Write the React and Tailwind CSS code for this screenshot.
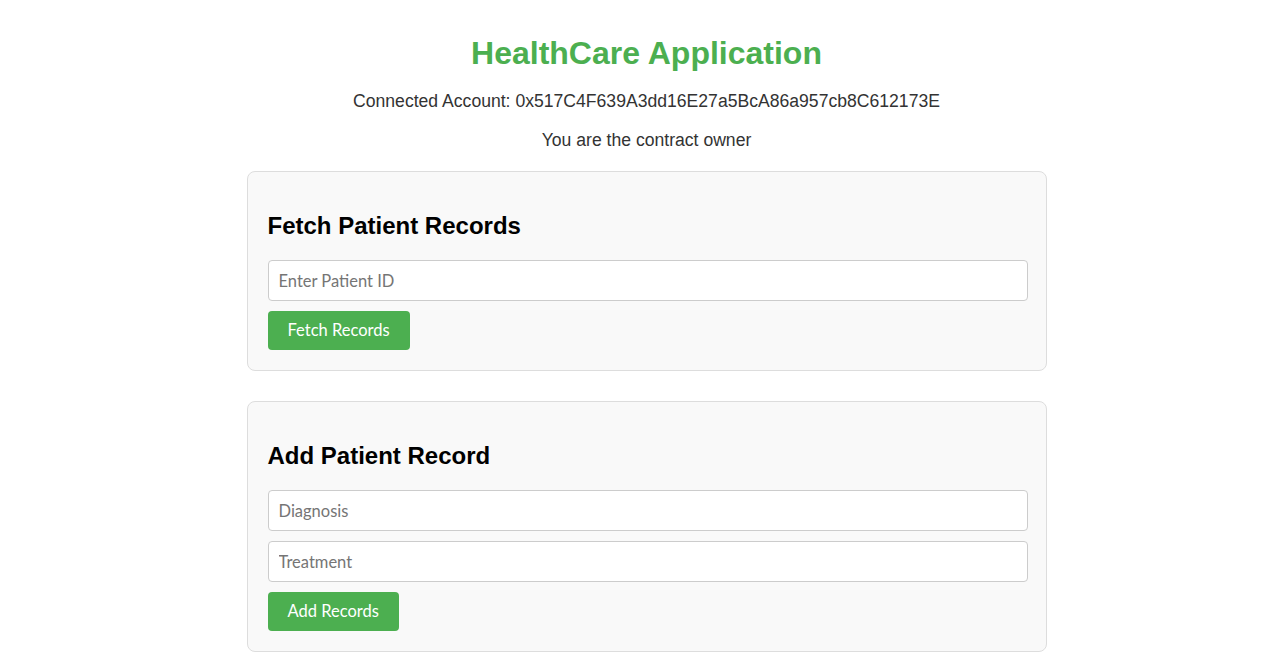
export default function App() {
  return (
    <div className="min-h-screen bg-white text-[#333] font-['Liberation_Sans',Arial,sans-serif]">
      <div className="flex flex-col items-center pt-[35px] pl-2">
        <h1 className="text-[32px] leading-[37px] font-bold text-[#4caf50]">HealthCare Application</h1>
        <p className="mt-[19px] text-[17.6px] leading-[21px]">
          Connected Account: 0x517C4F639A3dd16E27a5BcA86a957cb8C612173E
        </p>
        <p className="mt-[18px] text-[17.6px] leading-[21px]">You are the contract owner</p>

        <div className="mt-[20px] w-[800px] flex flex-col gap-[30px]">
          <Card title="Fetch Patient Records">
            <Field placeholder="Enter Patient ID" />
            <Button>Fetch Records</Button>
          </Card>
          <Card title="Add Patient Record">
            <Field placeholder="Diagnosis" />
            <Field placeholder="Treatment" />
            <Button>Add Records</Button>
          </Card>
        </div>
      </div>
    </div>
  )
}

function Card({ title, children }) {
  return (
    <div className="rounded-lg border border-[#ddd] bg-[#f9f9f9] p-5">
      <h2 className="mt-5 mb-5 text-[24px] leading-[28px] font-bold text-black">{title}</h2>
      <div className="flex flex-col items-start gap-[10px]">{children}</div>
    </div>
  )
}

function Field({ placeholder }) {
  return (
    <input
      type="text"
      placeholder={placeholder}
      className="w-[760px] h-[41px] rounded border border-[#ccc] bg-white px-[10px] text-[16.5px] font-['Lato',sans-serif] placeholder:text-[#757575] outline-none"
    />
  )
}

function Button({ children }) {
  return (
    <button className="h-[39px] rounded bg-[#4caf50] px-5 text-[16.5px] text-white font-['Lato',sans-serif]">
      {children}
    </button>
  )
}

━━━━━━

Given instruction:
Write out nothing but the lines from the start of the data through the line with "the contract owner</p>". Leave out the pictures.

Output:
Write the React and Tailwind CSS code for this screenshot.
export default function App() {
  return (
    <div className="min-h-screen bg-white text-[#333] font-['Liberation_Sans',Arial,sans-serif]">
      <div className="flex flex-col items-center pt-[35px] pl-2">
        <h1 className="text-[32px] leading-[37px] font-bold text-[#4caf50]">HealthCare Application</h1>
        <p className="mt-[19px] text-[17.6px] leading-[21px]">
          Connected Account: 0x517C4F639A3dd16E27a5BcA86a957cb8C612173E
        </p>
        <p className="mt-[18px] text-[17.6px] leading-[21px]">You are the contract owner</p>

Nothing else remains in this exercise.